Women in Leadership, a separate student-run network at Haas also aimed at increasing female leadership representation in the field, has started inviting “manbassadors,” or male student representatives, to club meetings and conferences to ignite conversations with men about gender inclusion.
“When we look at corporate America, the vast majority of CEOs are men,” Kopacka said. “If they’re not in the conversation, they’re less likely to support women in the end.”
According to Amy Chou, a member of Women in Leadership, it may be more difficult to significantly change the high percentage of male professors at the school. She said, however, that more professors are taking steps in the classroom to create a more positive environment for women.
If professors form more gender-equitable study groups, initiative member Jake Qian said, then women will have more opportunities to assert themselves during group coursework.
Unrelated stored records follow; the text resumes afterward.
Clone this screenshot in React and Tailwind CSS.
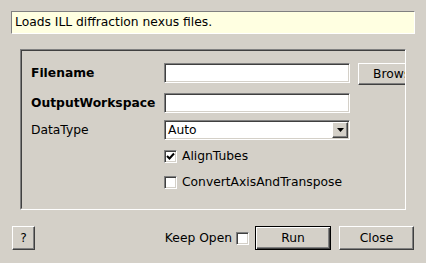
const font = { fontFamily: '"DejaVu Sans", Verdana, sans-serif' };

const sunken =
    "border border-t-[#808080] border-l-[#808080] border-b-white border-r-white shadow-[inset_1px_1px_0_#404040,inset_-1px_-1px_0_#d4d0c8]";
const raised =
    "border border-t-white border-l-white border-b-[#404040] border-r-[#404040] shadow-[inset_-1px_-1px_0_#808080]";

const CheckBox = ({ checked }) => (
    <div className={`w-[13px] h-[13px] bg-white shrink-0 flex items-center justify-center ${sunken}`}>
        {checked && (
            <svg width="9" height="9" viewBox="0 0 9 9">
                <path d="M1 4 L3.5 6.5 L8 1.5" fill="none" stroke="#000" strokeWidth="2" />
            </svg>
        )}
    </div>
);

const Btn = ({ label, className = "" }) => (
    <div className={`h-[24px] bg-[#d4d0c8] flex items-center justify-center shrink-0 ${raised} ${className}`}>
        {label}
    </div>
);

export default function App() {
    return (
        <div
            className="w-[426px] h-[263px] bg-[#d4d0c8] text-black text-[12.3px] flex flex-col overflow-hidden"
            style={font}
        >
            {/* Description */}
            <div className="mt-[11px] ml-[11px] w-[404px] h-[23px] bg-[#ffffe1] border border-t-[#808080] border-l-[#808080] border-b-white border-r-white flex items-center pl-[3px]">
                Loads ILL diffraction nexus files.
            </div>

            {/* Properties panel */}
            <div
                className={`mt-[15px] ml-[20px] w-[386px] h-[161px] overflow-hidden border border-t-[#808080] border-l-[#808080] border-b-white border-r-white`}
            >
                <div className="h-full border border-t-[#404040] border-l-[#404040] border-b-[#d4d0c8] border-r-[#d4d0c8] pl-[9px] pt-[12px] flex flex-col w-[440px]">
                    <div className="flex items-start h-[22px]">
                        <div className="w-[133px] h-[20px] flex items-center font-bold">Filename</div>
                        <div className={`w-[186px] h-[20px] bg-white ${sunken}`} />
                        <div className={`ml-[8px] w-[75px] h-[22px] bg-[#d4d0c8] flex items-center justify-center ${raised}`}>
                            Browse
                        </div>
                    </div>
                    <div className="flex items-center h-[20px] mt-[8px]">
                        <div className="w-[133px] font-bold">OutputWorkspace</div>
                        <div className={`w-[186px] h-[20px] bg-white ${sunken}`} />
                    </div>
                    <div className="flex items-center h-[20px] mt-[7px]">
                        <div className="w-[133px]">DataType</div>
                        <div className={`w-[186px] h-[20px] bg-white flex items-center ${sunken}`}>
                            <span className="flex-1 pl-[3px]">Auto</span>
                            <div className={`w-[16px] h-[16px] mr-[1px] bg-[#d4d0c8] flex items-center justify-center ${raised}`}>
                                <svg width="7" height="4" viewBox="0 0 7 4">
                                    <path d="M0 0 H7 L3.5 4 Z" fill="#000" />
                                </svg>
                            </div>
                        </div>
                    </div>
                    <div className="flex items-center h-[13px] mt-[10px] pl-[133px] gap-[5px]">
                        <CheckBox checked />
                        <span>AlignTubes</span>
                    </div>
                    <div className="flex items-center h-[13px] mt-[13px] pl-[133px] gap-[5px]">
                        <CheckBox />
                        <span>ConvertAxisAndTranspose</span>
                    </div>
                </div>
            </div>

            {/* Bottom buttons */}
            <div className="mt-[16px] flex items-center px-[12px]">
                <Btn label="?" className="w-[23px]" />
                <div className="flex-1" />
                <span>Keep Open</span>
                <div className="ml-[4px]">
                    <CheckBox />
                </div>
                <div className="ml-[6px] w-[76px] h-[24px] border border-black bg-[#d4d0c8] flex items-center justify-center shadow-[inset_1px_1px_0_#ffffff,inset_-1px_-1px_0_#404040,inset_-2px_-2px_0_#808080]">
                    Run
                </div>
                <Btn label="Close" className="ml-[8px] w-[75px]" />
            </div>
        </div>
    );
}
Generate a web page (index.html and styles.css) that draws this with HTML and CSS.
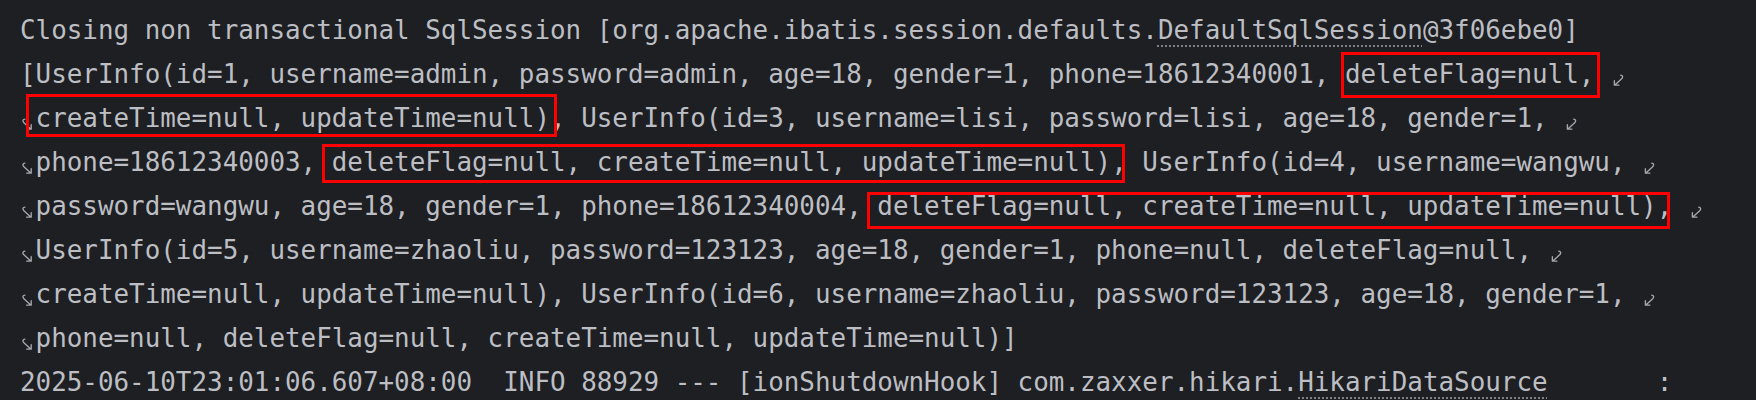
FILE: index.html
```html
<!DOCTYPE html>
<html lang="en">
<head>
  <meta charset="UTF-8">
  <title>Run console</title>
  <link rel="stylesheet" href="styles.css">
</head>
<body>

<div class="console">
  <div class="line">Closing non transactional SqlSession [org.apache.ibatis.session.defaults.<span class="link">DefaultSqlSession</span>@3f06ebe0]</div>
  <div class="line">[UserInfo(id=1, username=admin, password=admin, age=18, gender=1, phone=18612340001, <span class="mark mark-1">deleteFlag=null,</span> <svg class="wrap" viewBox="0 0 16 14"><path d="M11 1.5c2.2 0 2.6 2.2 1 3.6L5 11.5M4.5 7.2v4.6h4.6"/></svg></div>
  <div class="line"><svg class="wrap" viewBox="0 0 16 14"><path d="M5 1.5c-2.2 0-2.6 2.2-1 3.6l7 6.4M11.5 7.2v4.6H6.9"/></svg><span class="mark mark-2">createTime=null, updateTime=null)</span>, UserInfo(id=3, username=lisi, password=lisi, age=18, gender=1, <svg class="wrap" viewBox="0 0 16 14"><path d="M11 1.5c2.2 0 2.6 2.2 1 3.6L5 11.5M4.5 7.2v4.6h4.6"/></svg></div>
  <div class="line"><svg class="wrap" viewBox="0 0 16 14"><path d="M5 1.5c-2.2 0-2.6 2.2-1 3.6l7 6.4M11.5 7.2v4.6H6.9"/></svg>phone=18612340003, <span class="mark mark-3">deleteFlag=null, createTime=null, updateTime=null)</span>, UserInfo(id=4, username=wangwu, <svg class="wrap" viewBox="0 0 16 14"><path d="M11 1.5c2.2 0 2.6 2.2 1 3.6L5 11.5M4.5 7.2v4.6h4.6"/></svg></div>
  <div class="line"><svg class="wrap" viewBox="0 0 16 14"><path d="M5 1.5c-2.2 0-2.6 2.2-1 3.6l7 6.4M11.5 7.2v4.6H6.9"/></svg>password=wangwu, age=18, gender=1, phone=18612340004, <span class="mark mark-4">deleteFlag=null, createTime=null, updateTime=null)</span>, <svg class="wrap" viewBox="0 0 16 14"><path d="M11 1.5c2.2 0 2.6 2.2 1 3.6L5 11.5M4.5 7.2v4.6h4.6"/></svg></div>
  <div class="line"><svg class="wrap" viewBox="0 0 16 14"><path d="M5 1.5c-2.2 0-2.6 2.2-1 3.6l7 6.4M11.5 7.2v4.6H6.9"/></svg>UserInfo(id=5, username=zhaoliu, password=123123, age=18, gender=1, phone=null, deleteFlag=null, <svg class="wrap" viewBox="0 0 16 14"><path d="M11 1.5c2.2 0 2.6 2.2 1 3.6L5 11.5M4.5 7.2v4.6h4.6"/></svg></div>
  <div class="line"><svg class="wrap" viewBox="0 0 16 14"><path d="M5 1.5c-2.2 0-2.6 2.2-1 3.6l7 6.4M11.5 7.2v4.6H6.9"/></svg>createTime=null, updateTime=null), UserInfo(id=6, username=zhaoliu, password=123123, age=18, gender=1, <svg class="wrap" viewBox="0 0 16 14"><path d="M11 1.5c2.2 0 2.6 2.2 1 3.6L5 11.5M4.5 7.2v4.6h4.6"/></svg></div>
  <div class="line"><svg class="wrap" viewBox="0 0 16 14"><path d="M5 1.5c-2.2 0-2.6 2.2-1 3.6l7 6.4M11.5 7.2v4.6H6.9"/></svg>phone=null, deleteFlag=null, createTime=null, updateTime=null)]</div>
  <div class="line">2025-06-10T23:01:06.607+08:00  INFO 88929 --- [ionShutdownHook] com.zaxxer.hikari.<span class="link">HikariDataSource</span>       :</div>
</div>

</body>
</html>
```

FILE: styles.css
```css
body { margin: 0; background: #1e1f22; }
.console { padding: 8px 0 0 20px; height: 392px; overflow: hidden; font-family: "DejaVu Sans Mono", monospace; font-size: 25.9px; color: #bcbec4; }
.line { height: 44px; line-height: 44px; white-space: pre; }
.link { text-decoration: underline dotted #7d8087; text-decoration-thickness: 1.5px; text-underline-offset: 6px; }
.wrap { width: 1ch; height: 15px; vertical-align: -5px; fill: none; stroke: #a4a7ad; stroke-width: 1.4; stroke-linecap: round; stroke-linejoin: round; }

.mark { position: relative; }
.mark::before { content: ""; position: absolute; border: 3px solid #ff0000; }
.mark-1::before { top: -7px; bottom: -9px; left: -4px; right: -6px; }
.mark-2::before { top: -9px; bottom: -4px; left: -10px; right: -7px; }
.mark-3::before { top: -3px; bottom: -6px; left: -10px; right: -14px; }
.mark-4::before { top: 1px; bottom: -8px; left: -10px; right: -13px; }
```
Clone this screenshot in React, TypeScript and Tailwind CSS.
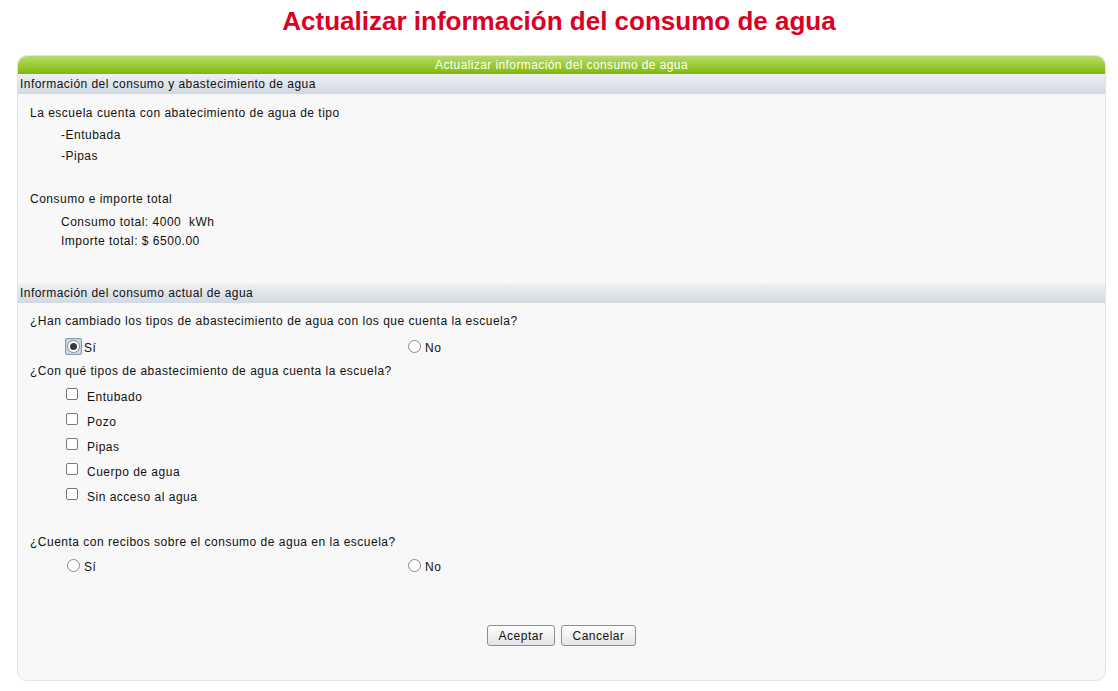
import React from "react";

const font = { fontFamily: '"Liberation Sans", Arial, sans-serif' };

function Radio({ checked, label }: { checked?: boolean; label: string }) {
  return (
    <label className="flex items-center">
      <span className={checked ? "flex items-center justify-center w-[17px] h-[17px] rounded-[2px] border border-[#7d97b8] bg-[#c9d6e6]" : "flex items-center justify-center w-[17px] h-[17px]"}>
        <span className="flex items-center justify-center w-[13px] h-[13px] rounded-full border border-[#8a8a8a] bg-white">
          {checked && <span className="w-[7px] h-[7px] rounded-full bg-[#3a3a3a]" />}
        </span>
      </span>
      <span className="ml-[2px] mt-[3px]">{label}</span>
    </label>
  );
}

function Check({ label }: { label: string }) {
  return (
    <label className="flex items-center h-[25px]">
      <span className="w-[12px] h-[12px] rounded-[2px] border border-[#7a7a7a] bg-white -mt-[4px]" />
      <span className="ml-[9px] mt-[2px]">{label}</span>
    </label>
  );
}

function SectionBar({ title }: { title: string }) {
  return (
    <div className="h-[20px] pl-[2px] flex items-center bg-gradient-to-b from-[#eef1f4] to-[#d1d9e2] text-[12px] text-[#111] tracking-[0.45px]">
      {title}
    </div>
  );
}

export default function App() {
  return (
    <div className="w-[1118px] h-[691px] bg-white text-[12px] text-[#111] tracking-[0.5px]" style={font}>
      <h1 className="pt-[2px] h-[55px] text-center text-[26px] font-bold text-[#dc0025] tracking-normal">
        Actualizar información del consumo de agua
      </h1>
      <div className="mx-[17px] w-[1089px] h-[626px] rounded-[10px] border border-[#e2e2e2] bg-[#f8f8f8] overflow-hidden flex flex-col">
        <div className="h-[18px] flex items-center justify-center bg-gradient-to-b from-[#b6dc6a] via-[#9ccb34] to-[#82b800] text-white text-[12px] tracking-[0.4px]">
          Actualizar información del consumo de agua
        </div>
        <SectionBar title="Información del consumo y abastecimiento de agua" />
        <div className="pl-[12px] pt-[10px] h-[189px]">
          <div className="h-[22px]">La escuela cuenta con abatecimiento de agua de tipo</div>
          <div className="pl-[31px] h-[21px]">-Entubada</div>
          <div className="pl-[31px] h-[21px]">-Pipas</div>
          <div className="h-[22px]" />
          <div className="h-[23px]">Consumo e importe total</div>
          <div className="pl-[31px] h-[19px]">Consumo total: 4000&nbsp; kWh</div>
          <div className="pl-[31px] h-[20px]">Importe total: $ 6500.00</div>
        </div>
        <SectionBar title="Información del consumo actual de agua" />
        <div className="pl-[12px] pt-[9px] flex-1 flex flex-col">
          <div className="h-[22px]">¿Han cambiado los tipos de abastecimiento de agua con los que cuenta la escuela?</div>
          <div className="grid grid-cols-[341px_1fr] pl-[35px] h-[25px] items-center">
            <Radio checked label="Sí" />
            <Radio label="No" />
          </div>
          <div className="h-[23px] flex items-center">¿Con qué tipos de abastecimiento de agua cuenta la escuela?</div>
          <div className="pl-[36px] pt-[1px] flex flex-col">
            <Check label="Entubado" />
            <Check label="Pozo" />
            <Check label="Pipas" />
            <Check label="Cuerpo de agua" />
            <Check label="Sin acceso al agua" />
          </div>
          <div className="h-[22px]" />
          <div className="h-[23px] flex items-center">¿Cuenta con recibos sobre el consumo de agua en la escuela?</div>
          <div className="grid grid-cols-[341px_1fr] pl-[35px] h-[25px] items-center">
            <Radio label="Sí" />
            <Radio label="No" />
          </div>
          <div className="flex justify-center gap-[6px] mt-[47px] -ml-[12px]">
            <button className="h-[21px] w-[68px] rounded-[3px] border border-[#8e8e8e] bg-gradient-to-b from-white to-[#e4e4e4] text-[12px] text-[#111]">
              Aceptar
            </button>
            <button className="h-[21px] w-[75px] rounded-[3px] border border-[#8e8e8e] bg-gradient-to-b from-white to-[#e4e4e4] text-[12px] text-[#111]">
              Cancelar
            </button>
          </div>
        </div>
      </div>
    </div>
  );
}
According to Qian, “it’s not just about the numbers” when it comes to challenging the status of women at Haas.
Kellie McElhaney, adjunct professor at the business school, teaches a class titled “The Business Case for Investing in Women” and said there is often an “unfair balance” of women versus men called on to answer professors’ questions.
Still, McElhaney has noticed an increasing number of men taking her class since the launch of the Gender Equity Initiative.
“This is an incredibly high-profile issue in the corporate world,” she said. “The fact that we are adjusting it very significantly at this school models what women will face in the real world.”